Quanto alla distinzione col millantato credito, ricorre tale reato (aggravato ex art. 61 c.p., n. 9) e non quello di concussione quando la vittima è indotta a versare una somma di danaro soltanto perchè raggirata dal pubblico ufficiale mediante la falsa rappresentazione di una situazione di grave pregiudizio e la proposta di comprare i favori di altri ignari e inesistenti pubblici ufficiali per ottenere un risultato a lei favorevole. In tal caso, il fatto è commesso "con" abuso e non "mediante" abuso della qualità o dei poteri, cosicchè l’abuso non assume una preminente importanza prevaricatrice dalla quale sia derivata una costrizione o, comunque, un’induzione del soggetto passivo all’ingiusta dazione della somma di danaro (Cass. Sez. 6, 3-6-2002 n. 30002; Sez. 6, 1 -7-2009 n. 34827).

Nel caso in esame, secondo quanto accertato dai giudici di merito, l’imputato ha indotto la P. a versargli una somma di denaro abusando dei suoi poteri e dello stato di soggezione in cui la persona offesa si trovava nei suoi confronti, e la donna era ben consapevole dell’illegittimità della pretesa del pubblico ufficiale.

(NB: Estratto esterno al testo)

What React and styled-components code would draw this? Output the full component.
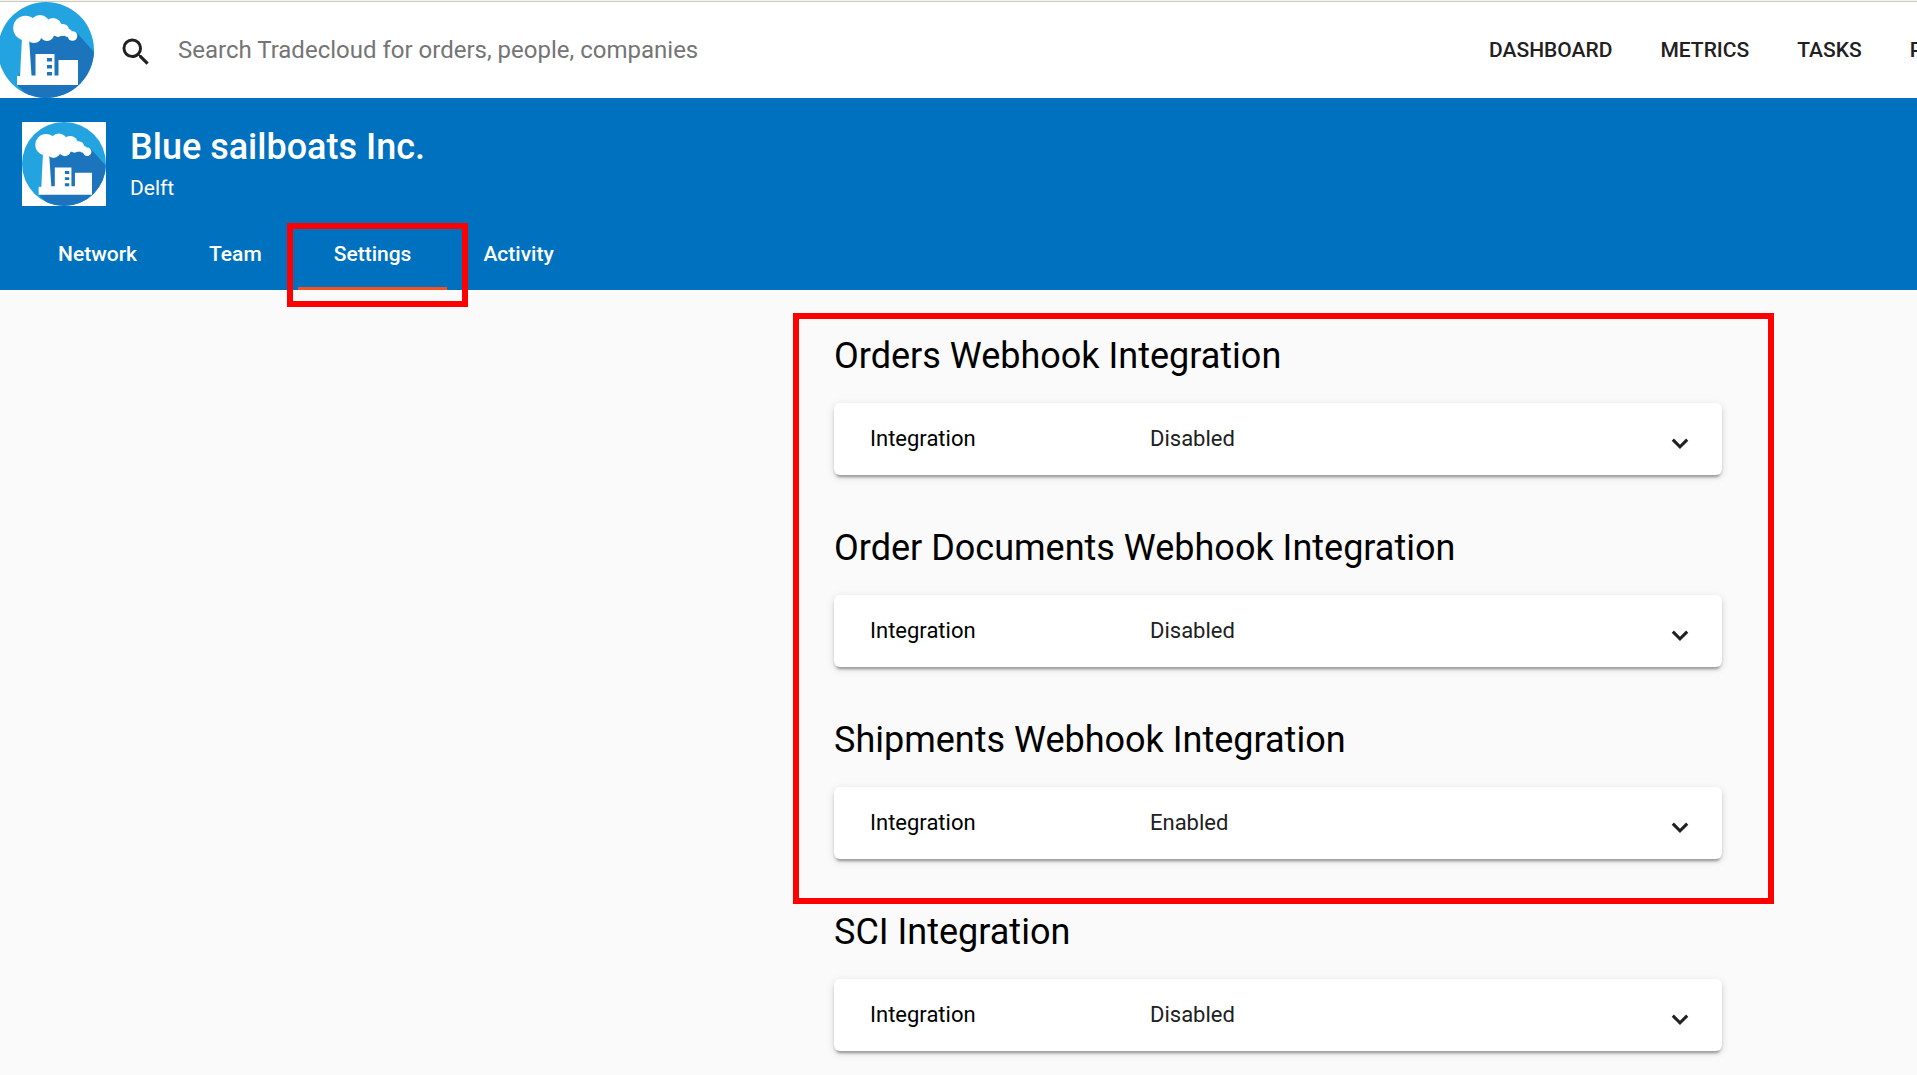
import React from "react";
import styled, { createGlobalStyle } from "styled-components";

const GlobalStyle = createGlobalStyle`
  *, *::before, *::after { box-sizing: border-box; }
  html, body { margin: 0; padding: 0; }
  body {
    background: #fafafa;
    color: rgba(0, 0, 0, 0.87);
    font-family: Roboto, "Liberation Sans", sans-serif;
    overflow-x: hidden;
  }
  button, input { font: inherit; }
`;

const TopBar = styled.header`
  display: flex;
  align-items: center;
  height: 98px;
  padding-top: 1px;
  border-top: 1px solid #f4f4ee;
  background: #fff;
  box-shadow: inset 0 1px #c9cbc0;
  overflow: hidden;
`;

const LogoLink = styled.a`
  display: block;
  flex: none;
  width: 96px;
  height: 96px;
  margin-left: -2px;
`;

const SearchForm = styled.form`
  display: flex;
  align-items: center;
  flex: 1;
  min-width: 0;
  gap: 24px;
  padding-left: 24px;
`;

const SearchButton = styled.button`
  display: flex;
  flex: none;
  padding: 4px 0 0;
  border: 0;
  background: none;
  color: #212121;
`;

const SearchInput = styled.input`
  flex: 1;
  min-width: 0;
  height: 48px;
  padding: 0;
  border: 0;
  outline: 0;
  background: none;
  color: #212121;
  font-size: 24px;
  line-height: 32px;

  &::placeholder { color: #757575; opacity: 1; }
`;

const MainNav = styled.nav`
  display: flex;
  flex: none;
  gap: 48px;
  width: 428px;
  overflow: hidden;
`;

const NavLink = styled.a`
  flex: none;
  color: #212121;
  font-size: 21px;
  font-weight: 500;
  line-height: 32px;
  text-decoration: none;
`;

const CompanyBanner = styled.section`
  display: flex;
  flex-direction: column;
  justify-content: space-between;
  height: 192px;
  padding: 24px 22px 0;
  background: #0071bf;
  color: #fff;
`;

const CompanyInfo = styled.div`
  display: flex;
  gap: 24px;
`;

const Avatar = styled.div`
  flex: none;
  width: 84px;
  height: 84px;
  background: #fff;
`;

const CompanyText = styled.div`
  display: flex;
  flex-direction: column;
`;

const CompanyName = styled.h1`
  margin: 0;
  font-size: 36px;
  font-weight: 500;
  line-height: 50px;
`;

const CompanyCity = styled.p`
  margin: 0;
  font-size: 21px;
  line-height: 32px;
`;

const Tabs = styled.nav`
  display: flex;
`;

const Tab = styled.a`
  position: relative;
  height: 72px;
  padding: 0 36px;
  border-bottom: 3px solid ${(p) => (p.$active ? "#f4511e" : "transparent")};
  color: #fff;
  font-size: 21px;
  font-weight: 500;
  line-height: 72px;
  text-decoration: none;
`;

const Highlight = styled.span`
  position: absolute;
  inset: ${(p) => p.$inset};
  border: 6px solid #f00;
  pointer-events: none;
`;

const Content = styled.main`
  display: grid;
  grid-template-columns: 834fr 888fr 195fr;
  padding: 42px 0 24px;
`;

const Integrations = styled.div`
  grid-column: 2;
  display: flex;
  flex-direction: column;
  gap: 48px;
  min-width: 0;
`;

const HighlightedGroup = styled.div`
  position: relative;
  display: flex;
  flex-direction: column;
  gap: 48px;
`;

const SectionTitle = styled.h2`
  margin: 0 0 23px;
  color: #000;
  font-size: 36px;
  font-weight: 400;
  line-height: 48px;
`;

const Section = styled.section`
  padding-bottom: 1px;
`;

const Panel = styled.button`
  display: grid;
  grid-template-columns: 280px 1fr 36px;
  align-items: center;
  width: 100%;
  height: 72px;
  padding: 0 24px 0 36px;
  border: 0;
  border-radius: 6px;
  background: #fff;
  box-shadow: 0 5px 2px -3px rgba(0, 0, 0, 0.2), 0 3px 3px 0 rgba(0, 0, 0, 0.14),
    0 2px 8px 0 rgba(0, 0, 0, 0.12);
  font-size: 22px;
  line-height: 32px;
  text-align: left;
`;

const PanelLabel = styled.span`
  color: #000;
`;

const PanelValue = styled.span`
  color: #212121;
`;

const Chevron = styled.svg`
  justify-self: center;
  margin-top: 8px;
`;

function FactoryLogo({ title }) {
  const clipId = `disc-${title.replace(/\W/g, "")}`;
  return (
    <svg viewBox="0 0 96 96" width="100%" height="100%" role="img" aria-label={title}>
      <defs>
        <clipPath id={clipId}>
          <circle cx="48" cy="48" r="48" />
        </clipPath>
      </defs>
      <g clipPath={`url(#${clipId})`}>
        <rect width="96" height="96" fill="#23a4e0" />
        <path d="M29 38 78 30 97 51V96H32L19 83Z" fill="#1c75bc" />
      </g>
      <g fill="#fff">
        <circle cx="27.5" cy="26" r="12.3" />
        <circle cx="42" cy="23" r="10" />
        <circle cx="36" cy="33" r="8" />
        <circle cx="55" cy="25" r="9" />
        <circle cx="49" cy="32" r="7" />
        <circle cx="65" cy="28" r="6" />
        <circle cx="60" cy="30" r="5" />
        <circle cx="70" cy="31" r="4" />
        <circle cx="74.5" cy="34" r="4.8" />
        <path d="M24 36H31L33.5 73.5H37.5V52H56.5V73.5H60.5V58H80V83H19V74H22Z" />
      </g>
      <path d="M49 56h5v3.4h-5zM49 63h5v3.4h-5zM49 70h5v3.4h-5z" fill="#1c75bc" />
    </svg>
  );
}

function IntegrationSection({ title, status }) {
  return (
    <Section>
      <SectionTitle>{title}</SectionTitle>
      <Panel type="button" aria-expanded="false">
        <PanelLabel>Integration</PanelLabel>
        <PanelValue>{status}</PanelValue>
        <Chevron width="18" height="11" viewBox="0 0 18 11" aria-hidden="true">
          <path d="M1.8 1.6 9 8.8l7.2-7.2" fill="none" stroke="#212121" strokeWidth="3" />
        </Chevron>
      </Panel>
    </Section>
  );
}

const navItems = ["DASHBOARD", "METRICS", "TASKS", "P"];
const tabs = ["Network", "Team", "Settings", "Activity"];
const webhooks = [
  { title: "Orders Webhook Integration", status: "Disabled" },
  { title: "Order Documents Webhook Integration", status: "Disabled" },
  { title: "Shipments Webhook Integration", status: "Enabled" },
];

export default function App() {
  return (
    <>
      <GlobalStyle />
      <TopBar>
        <LogoLink href="#home">
          <FactoryLogo title="Home" />
        </LogoLink>
        <SearchForm role="search" onSubmit={(e) => e.preventDefault()}>
          <SearchButton type="submit" aria-label="Search">
            <svg width="36" height="36" viewBox="0 0 24 24" fill="currentColor" aria-hidden="true">
              <path d="M15.5 14h-.79l-.28-.27A6.471 6.471 0 0 0 16 9.5 6.5 6.5 0 1 0 9.5 16c1.61 0 3.09-.59 4.23-1.57l.27.28v.79l5 4.99L20.49 19l-4.99-5zm-6 0C7.01 14 5 11.99 5 9.5S7.01 5 9.5 5 14 7.01 14 9.5 11.99 14 9.5 14z" />
            </svg>
          </SearchButton>
          <SearchInput
            type="text"
            aria-label="Search Tradecloud"
            placeholder="Search Tradecloud for orders, people, companies"
          />
        </SearchForm>
        <MainNav aria-label="Main">
          {navItems.map((item) => (
            <NavLink key={item} href={`#${item.toLowerCase()}`}>{item}</NavLink>
          ))}
        </MainNav>
      </TopBar>
      <CompanyBanner>
        <CompanyInfo>
          <Avatar>
            <FactoryLogo title="Blue sailboats Inc." />
          </Avatar>
          <CompanyText>
            <CompanyName>Blue sailboats Inc.</CompanyName>
            <CompanyCity>Delft</CompanyCity>
          </CompanyText>
        </CompanyInfo>
        <Tabs aria-label="Company">
          {tabs.map((tab) => (
            <Tab
              key={tab}
              href={`#${tab.toLowerCase()}`}
              $active={tab === "Settings"}
              aria-current={tab === "Settings" ? "page" : undefined}
            >
              {tab}
              {tab === "Settings" && <Highlight $inset="5px -21px -20px -11px" />}
            </Tab>
          ))}
        </Tabs>
      </CompanyBanner>
      <Content>
        <Integrations>
          <HighlightedGroup>
            {webhooks.map((item) => (
              <IntegrationSection key={item.title} {...item} />
            ))}
            <Highlight $inset="-19px -52px -44px -41px" />
          </HighlightedGroup>
          <IntegrationSection title="SCI Integration" status="Disabled" />
        </Integrations>
      </Content>
    </>
  );
}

Non vi è spazio, pertanto, per le ipotesi alternative di reato prospettate dalla difesa.

5) Le ulteriori deduzioni svolte col motivo in esame per negare che vi sia stata una coartazione della volontà della P. e per sostenere che, al contrario, le parti hanno trattato in posizione paritetica, si risolvono ancora una volta, al di là della formale denuncia di vizi di motivazione, nella richiesta di una rilettura degli atti ed una rinnovata valutazione delle risultanze processuali, esulanti dai poteri di cognizione riservati a questa Corte.
P.Q.M.

Annulla senza rinvio la sentenza impugnata limitatamente ai reati di falsità ideologica perchè estinti per prescrizione ed elimina la relativa pena di mesi otto di reclusione.

Rigetta nel resto il ricorso.

Testo non ufficiale. La sola stampa del bollettino ufficiale ha carattere legale.